* Begin Information supplied *

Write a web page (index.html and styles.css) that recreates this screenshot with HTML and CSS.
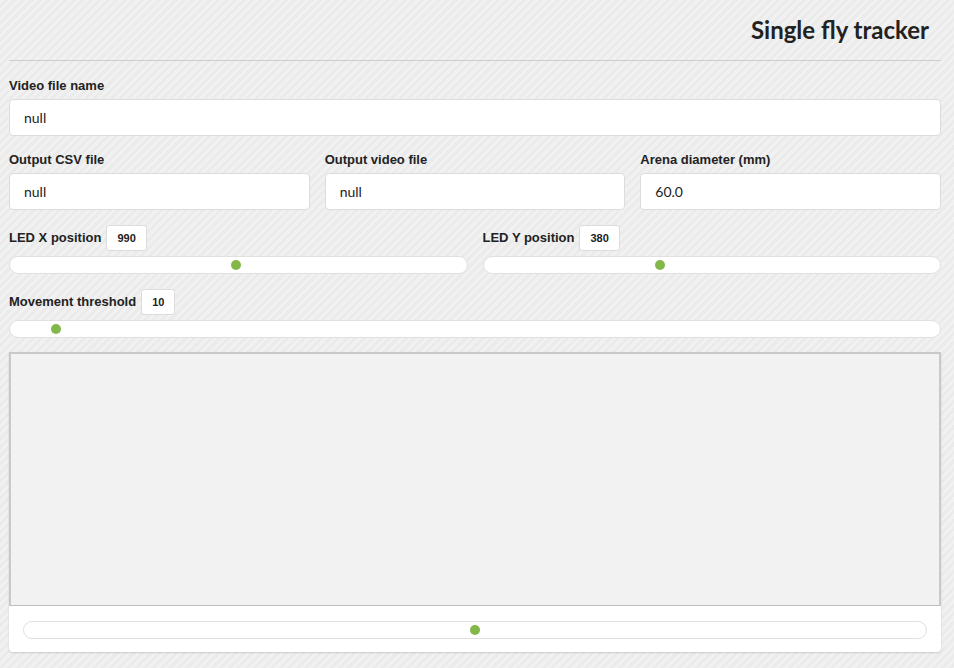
FILE: index.html
```html
<!DOCTYPE html>
<html>
<head>
<meta charset="utf-8">
<link rel="stylesheet" href="styles.css">
</head>
<body>
<div class="page">
  <header class="header">
    <h1 class="title">Single fly tracker</h1>
  </header>

  <div class="field">
    <label class="label">Video file name</label>
    <div class="input">null</div>
  </div>

  <div class="grid3">
    <div class="field">
      <label class="label">Output CSV file</label>
      <div class="input">null</div>
    </div>
    <div class="field">
      <label class="label">Output video file</label>
      <div class="input">null</div>
    </div>
    <div class="field">
      <label class="label">Arena diameter (mm)</label>
      <div class="input">60.0</div>
    </div>
  </div>

  <div class="grid2">
    <div class="slider-field">
      <div class="slider-head"><span class="label">LED X position</span><span class="badge">990</span></div>
      <div class="track"><span class="thumb" style="left:49.6%"></span></div>
    </div>
    <div class="slider-field">
      <div class="slider-head"><span class="label">LED Y position</span><span class="badge">380</span></div>
      <div class="track"><span class="thumb" style="left:38.6%"></span></div>
    </div>
  </div>

  <div class="slider-field slider-solo">
    <div class="slider-head"><span class="label">Movement threshold</span><span class="badge">10</span></div>
    <div class="track"><span class="thumb" style="left:4.9%"></span></div>
  </div>

  <div class="viewer">
    <div class="canvas"></div>
    <div class="viewer-foot">
      <div class="track"><span class="thumb" style="left:50%"></span></div>
    </div>
  </div>
</div>
</body>
</html>
```

FILE: styles.css
```css
* { box-sizing: border-box; }
html, body { margin: 0; padding: 0; }
body {
  width: 954px;
  height: 668px;
  overflow: hidden;
  font-family: "Liberation Sans", Arial, sans-serif;
  color: #222;
  background-color: #efefef;
  background-image: repeating-linear-gradient(135deg, #f1f1f1 0px, #f1f1f1 3px, #ebebeb 3px, #ebebeb 6px);
}
.page {
  width: 932px;
  margin-left: 9px;
}
.header {
  height: 61px;
  border-bottom: 1px solid #cdcdcd;
  display: flex;
  justify-content: flex-end;
  align-items: center;
  padding-right: 12px;
}
.title {
  margin: 0;
  font-family: Lato, "Liberation Sans", sans-serif;
  font-weight: 700;
  font-size: 24px;
  color: #222;
  padding-bottom: 1px;
}
.field { margin-top: 16px; }
.grid3 .field { margin-top: 15px; }
.label {
  display: block;
  font-weight: 700;
  font-size: 13px;
  line-height: 18px;
  color: #222;
  margin-bottom: 4px;
}
.input {
  height: 37px;
  background: #fff;
  border: 1px solid #dcdcdc;
  border-radius: 4px;
  padding: 0 14px;
  font-family: Lato, "Liberation Sans", sans-serif;
  font-size: 14px;
  line-height: 35px;
  color: #222;
}
.grid3 {
  display: grid;
  grid-template-columns: 1fr 1fr 1fr;
  column-gap: 15px;
}
.grid2 {
  display: grid;
  grid-template-columns: 1fr 1fr;
  column-gap: 15px;
}
.slider-field { margin-top: 15px; }
.slider-solo { margin-top: 15px; }
.slider-head {
  display: flex;
  align-items: center;
  gap: 5px;
  height: 26px;
  margin-bottom: 5px;
}
.slider-head .label { margin: 0; display: inline; }
.badge {
  display: inline-block;
  height: 26px;
  line-height: 24px;
  padding: 0 10px;
  background: #fff;
  border: 1px solid #dcdcdc;
  border-radius: 3px;
  font-weight: 700;
  font-size: 11px;
  color: #222;
}
.track {
  position: relative;
  height: 18px;
  background: #fff;
  border: 1px solid #e0e0e0;
  border-radius: 9px;
}
.thumb {
  position: absolute;
  top: 3px;
  width: 10px;
  height: 10px;
  margin-left: -5px;
  border-radius: 50%;
  background: #84b74a;
}
.viewer {
  margin-top: 14px;
  background: #fff;
  border-radius: 0 0 4px 4px;
  box-shadow: 0 1px 2px rgba(0,0,0,0.15);
}
.canvas {
  height: 254px;
  background: #f2f2f2;
  border: 2px solid #c9c9c9;
  border-bottom-width: 1px;
  border-bottom-color: #bdbdbd;
}
.viewer-foot {
  padding: 15px 14px 13px 14px;
}
```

* End Information supplied *

◆ Exercise goal:
Show all lines above holding "index".

◆ Result:
Write a web page (index.html and styles.css) that recreates this screenshot with HTML and CSS.
FILE: index.html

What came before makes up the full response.